Last year, to move past their fractious phone exchange over who would take the refugees marooned off Australia’s coast, Turnbull met with Trump on the Intrepid in New York. The Australians showed the ahistorical president a video to stress that they had fought alongside America in every major war for the last 100 years. (This may have given Trump the idea to show Kim Jong-un an inspirational video.) And they trotted out Rupert Murdoch and Greg Norman.
The president called the new prime minister the day after he took office. “I told the president I was a rubbish golfer,” Morrison said, with a wide smile, describing the 12-minute call. “I’m not sure if that phrase is well known and I think he thought I meant I was a good golfer because he started going ‘Oh, what’s your handicap?’ And I said ‘No, no, no, it means I’m not very good at it.’ He’s passionate about it. He knows all the Australian players.”
The 50-year-old father of two is the son of a police officer, not a scion of wealth. But the two share similarities: Both expediently lurched to the right on social issues. Both throw red meat to the base. Both craft their political identities with dog whistles around the issue of protecting their countries from hordes of migrants.
Before now, Morrison was best known for his campaign as immigration minister to “Stop the Boats,” turning back vessels of migrants trying to reach the shores of Fortress Australia.
His office features a model migrant boat bearing the proud declaration “I Stopped These,” and a cabinet adorned with a Jesus shrine and a biblical proverb to “Trust in the Lord.” Morrison, who did not condemn Trump’s infamous travel ban, is never able to convincingly explain how he reconciles his Christian values and the role he plays in dooming children to offshore detention centers.

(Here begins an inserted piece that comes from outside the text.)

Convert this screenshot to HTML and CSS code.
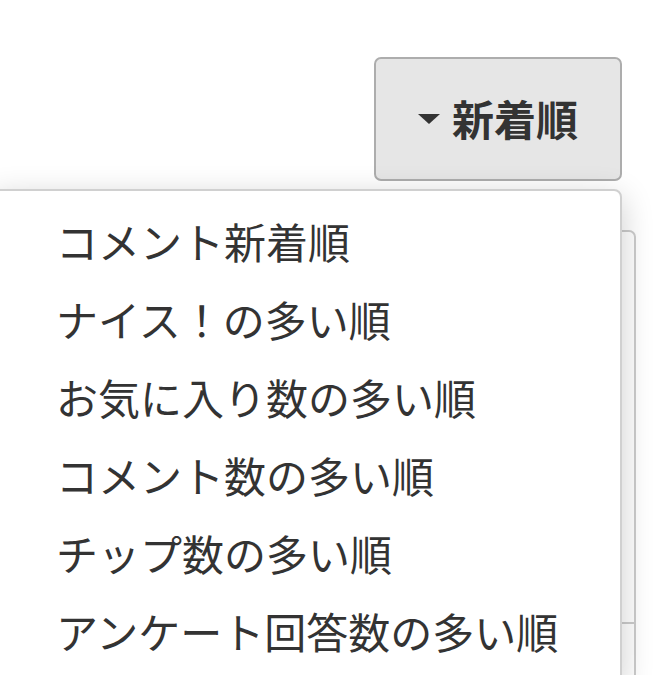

Morrison said he is also excited to deepen his relationship with fellow evangelical Mike Pence, who was dispatched for cleanup duty after Trump shredded one of our closest relationships. Pence and Morrison were not in favor of same-sex marriage. When a popular Australian rugby player stated his belief on Instagram last spring that gays who don’t “repent of their sins and turn to God” are going to hell, Morrison chimed in, saying, “Good for him for standing up for his faith.’’
We were meeting as Washington was in full Munch “Scream” mode after the double blow of Bob Woodward’s book and The Times’s anonymous op-ed piece, both depicting the president as a danger to America. Woodward’s book revealed that Trump had planned to lie to Turnbull about steel tariffs.
So does all this volatility and immorality make Morrison nervous?
“We look through the dust,’’ he replied, breezily.